#### [Objective]
Of the lines in the records that follow, how many include the word "React"? Answer with a bare number.

(Code that builds pages)
====================

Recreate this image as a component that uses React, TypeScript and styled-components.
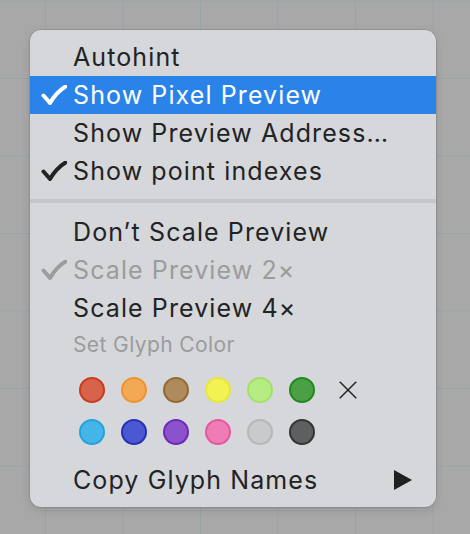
import React from "react";
import styled, { createGlobalStyle } from "styled-components";

const Global = createGlobalStyle`
  html, body { margin: 0; padding: 0; }
  body {
    width: 470px;
    height: 534px;
    overflow: hidden;
    background-color: #a8a8a8;
    background-image:
      linear-gradient(to right, #99a3a8 1px, transparent 1px),
      linear-gradient(to bottom, #99a3a8 1px, transparent 1px);
    background-size: 77.5px 77.5px;
    background-position: 45px 0.5px;
    font-family: Inter, "Noto Sans", "Liberation Sans", sans-serif;
  }
`;

const Stage = styled.div`
  padding: 30px 0 0 30px;
  border-top: 1px solid #c9ae92;
  margin-top: -1px;
`;

const Menu = styled.div`
  width: 406px;
  height: 477px;
  box-sizing: border-box;
  padding: 8px 0;
  background: #d5d7da;
  border-radius: 11px;
  box-shadow: 0 0 0 0.5px rgba(0, 0, 0, 0.18), 0 3px 10px rgba(0, 0, 0, 0.12);
  display: flex;
  flex-direction: column;
  overflow: hidden;
`;

const Row = styled.div<{ $active?: boolean; $disabled?: boolean }>`
  height: 38px;
  display: grid;
  grid-template-columns: 43px 1fr auto;
  align-items: center;
  font-size: 25px;
  letter-spacing: 1.1px;
  color: ${(p) => (p.$active ? "#ffffff" : p.$disabled ? "#9b9c9e" : "#222325")};
  background: ${(p) => (p.$active ? "#2a83e8" : "transparent")};
  padding-right: 24px;
`;

const CheckCell = styled.span`
  display: flex;
  justify-content: flex-end;
  padding-right: 6px;
  align-items: center;
`;

const Label = styled.span`
  white-space: nowrap;
`;

const Separator = styled.div`
  height: 4px;
  background: #c4c6c9;
  margin: 9px 0 10px;
`;

const Caption = styled.div`
  height: 34px;
  display: flex;
  align-items: center;
  padding-left: 43px;
  font-size: 21px;
  letter-spacing: 0.4px;
  color: #9b9c9e;
`;

const Swatches = styled.div`
  display: grid;
  grid-template-columns: repeat(6, 26px) 26px;
  column-gap: 16px;
  row-gap: 16px;
  padding: 16px 0 16px 49px;
`;

const Dot = styled.span<{ $fill: string; $edge: string }>`
  width: 26px;
  height: 26px;
  box-sizing: border-box;
  border-radius: 50%;
  background: ${(p) => p.$fill};
  border: 2px solid ${(p) => p.$edge};
`;

const Clear = styled.span`
  display: flex;
  align-items: center;
  justify-content: center;
  margin-left: 8px;
`;

const Check = ({ color }: { color: string }) => (
  <svg width="26" height="20" viewBox="0 0 26 20">
    <path
      d="M2.5 10.5 L9 18 C13 11 18 5.5 24.5 1.5"
      fill="none"
      stroke={color}
      strokeWidth="4"
      strokeLinecap="round"
      strokeLinejoin="round"
    />
  </svg>
);

const rows1 = [
  { label: "Autohint" },
  { label: "Show Pixel Preview", check: true, active: true },
  { label: "Show Preview Address…" },
  { label: "Show point indexes", check: true },
];

const colors: [string, string][] = [
  ["#d6634a", "#c93a1f"],
  ["#f3a953", "#ef9230"],
  ["#ae8a5c", "#946a32"],
  ["#f2f352", "#e6e63a"],
  ["#b7eb83", "#a2e168"],
  ["#4ba045", "#22891e"],
  ["#44b5e6", "#22a3df"],
  ["#4c58cf", "#2231b7"],
  ["#8b52cb", "#6d2ab6"],
  ["#ef7cb6", "#e6579d"],
  ["#c9cacb", "#b6b7b8"],
  ["#5e5f5f", "#333435"],
];

export default function App() {
  return (
    <>
      <Global />
      <Stage>
        <Menu>
          {rows1.map((r) => (
            <Row key={r.label} $active={r.active}>
              <CheckCell>{r.check && <Check color={r.active ? "#fff" : "#222325"} />}</CheckCell>
              <Label>{r.label}</Label>
            </Row>
          ))}
          <Separator />
          <Row>
            <CheckCell />
            <Label>Don’t Scale Preview</Label>
          </Row>
          <Row $disabled>
            <CheckCell>
              <Check color="#9b9c9e" />
            </CheckCell>
            <Label>Scale Preview 2×</Label>
          </Row>
          <Row>
            <CheckCell />
            <Label>Scale Preview 4×</Label>
          </Row>
          <Caption>Set Glyph Color</Caption>
          <Swatches>
            {colors.slice(0, 6).map(([f, e]) => (
              <Dot key={f} $fill={f} $edge={e} />
            ))}
            <Clear>
              <svg width="24" height="24" viewBox="0 0 24 24">
                <path d="M1 1 L23 23 M23 1 L1 23" stroke="#222325" strokeWidth="2" />
              </svg>
            </Clear>
            {colors.slice(6).map(([f, e]) => (
              <Dot key={f} $fill={f} $edge={e} />
            ))}
          </Swatches>
          <Row>
            <CheckCell />
            <Label>Copy Glyph Names</Label>
            <svg width="18" height="20" viewBox="0 0 18 20">
              <path d="M0 0 L18 10 L0 20 Z" fill="#1f2022" />
            </svg>
          </Row>
        </Menu>
      </Stage>
    </>
  );
}
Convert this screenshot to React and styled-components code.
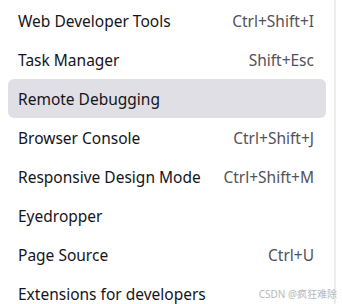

====================

#### [Right answer]
3